Short task:
Exclude the pictures, then copy all remaining records exactly.

Dataset content:
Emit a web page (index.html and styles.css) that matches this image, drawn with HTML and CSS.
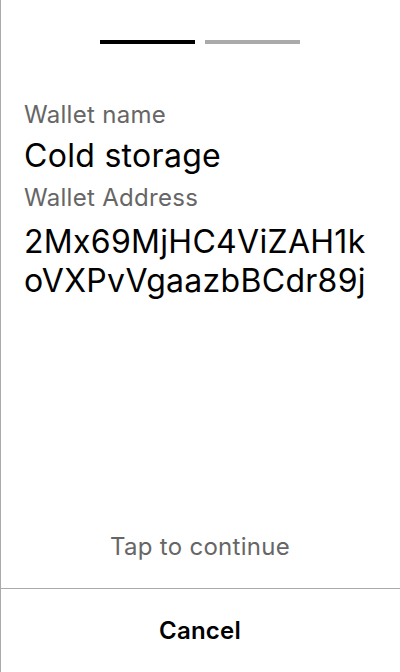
FILE: index.html
```html
<!DOCTYPE html>
<html lang="en">
<head>
<meta charset="utf-8">
<title>Wallet</title>
<link rel="stylesheet" href="styles.css">
</head>
<body>
<div class="screen">
  <div class="progress">
    <span class="bar bar-active"></span>
    <span class="bar"></span>
  </div>
  <div class="content">
    <div class="label">Wallet name</div>
    <div class="name">Cold storage</div>
    <div class="label label-second">Wallet Address</div>
    <div class="address">2Mx69MjHC4ViZAH1k<br>oVXPvVgaazbBCdr89j</div>
  </div>
  <div class="spacer"></div>
  <div class="tap">Tap to continue</div>
  <div class="actions">
    <button class="cancel" type="button">Cancel</button>
  </div>
</div>
</body>
</html>
```

FILE: styles.css
```css
* { box-sizing: border-box; }
html, body { margin: 0; padding: 0; background: #fff; }
body { font-family: Inter, "Noto Sans", sans-serif; color: #000; letter-spacing: 0.3px; }
.screen {
  height: 672px;
  display: flex;
  flex-direction: column;
  box-shadow: inset 1px 0 0 #aaa;
}
.progress {
  display: flex;
  justify-content: center;
  gap: 10px;
  padding-top: 40px;
}
.bar {
  display: block;
  width: 95px;
  height: 4px;
  background: #aaa;
}
.bar-active { background: #000; }
.content {
  padding: 56px 24px 0;
}
.label {
  font-size: 24px;
  line-height: 29px;
  color: #666;
}
.name {
  font-size: 32px;
  line-height: 39px;
  margin-top: 7px;
}
.label-second { margin-top: 8px; }
.address {
  font-size: 32px;
  line-height: 39px;
  margin-top: 10px;
}
.spacer { flex: 1; }
.tap {
  text-align: center;
  font-size: 24px;
  line-height: 29px;
  color: #666;
  margin-bottom: 27px;
}
.actions {
  border-top: 1px solid #aaa;
  height: 84px;
  display: flex;
}
.cancel {
  flex: 1;
  border: 0;
  background: none;
  font-family: inherit;
  font-size: 24px;
  font-weight: 600;
  letter-spacing: 0.2px;
  color: #000;
  padding: 0;
}
```
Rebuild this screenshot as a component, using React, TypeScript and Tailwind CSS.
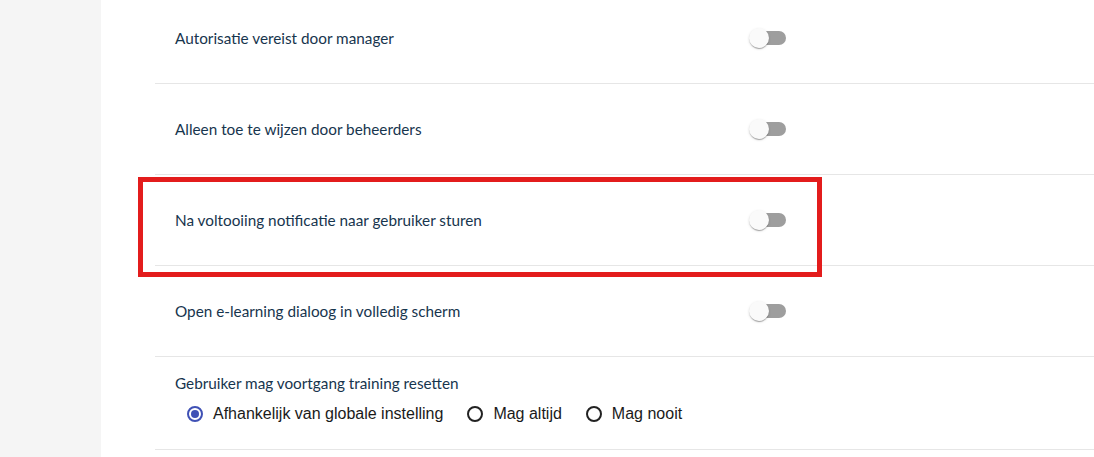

Written answer:
Emit a web page (index.html and styles.css) that matches this image, drawn with HTML and CSS.
FILE: index.html
```html
<!DOCTYPE html>
<html lang="en">
<head>
<meta charset="utf-8">
<title>Wallet</title>
<link rel="stylesheet" href="styles.css">
</head>
<body>
<div class="screen">
  <div class="progress">
    <span class="bar bar-active"></span>
    <span class="bar"></span>
  </div>
  <div class="content">
    <div class="label">Wallet name</div>
    <div class="name">Cold storage</div>
    <div class="label label-second">Wallet Address</div>
    <div class="address">2Mx69MjHC4ViZAH1k<br>oVXPvVgaazbBCdr89j</div>
  </div>
  <div class="spacer"></div>
  <div class="tap">Tap to continue</div>
  <div class="actions">
    <button class="cancel" type="button">Cancel</button>
  </div>
</div>
</body>
</html>
```

FILE: styles.css
```css
* { box-sizing: border-box; }
html, body { margin: 0; padding: 0; background: #fff; }
body { font-family: Inter, "Noto Sans", sans-serif; color: #000; letter-spacing: 0.3px; }
.screen {
  height: 672px;
  display: flex;
  flex-direction: column;
  box-shadow: inset 1px 0 0 #aaa;
}
.progress {
  display: flex;
  justify-content: center;
  gap: 10px;
  padding-top: 40px;
}
.bar {
  display: block;
  width: 95px;
  height: 4px;
  background: #aaa;
}
.bar-active { background: #000; }
.content {
  padding: 56px 24px 0;
}
.label {
  font-size: 24px;
  line-height: 29px;
  color: #666;
}
.name {
  font-size: 32px;
  line-height: 39px;
  margin-top: 7px;
}
.label-second { margin-top: 8px; }
.address {
  font-size: 32px;
  line-height: 39px;
  margin-top: 10px;
}
.spacer { flex: 1; }
.tap {
  text-align: center;
  font-size: 24px;
  line-height: 29px;
  color: #666;
  margin-bottom: 27px;
}
.actions {
  border-top: 1px solid #aaa;
  height: 84px;
  display: flex;
}
.cancel {
  flex: 1;
  border: 0;
  background: none;
  font-family: inherit;
  font-size: 24px;
  font-weight: 600;
  letter-spacing: 0.2px;
  color: #000;
  padding: 0;
}
```
Rebuild this screenshot as a component, using React, TypeScript and Tailwind CSS.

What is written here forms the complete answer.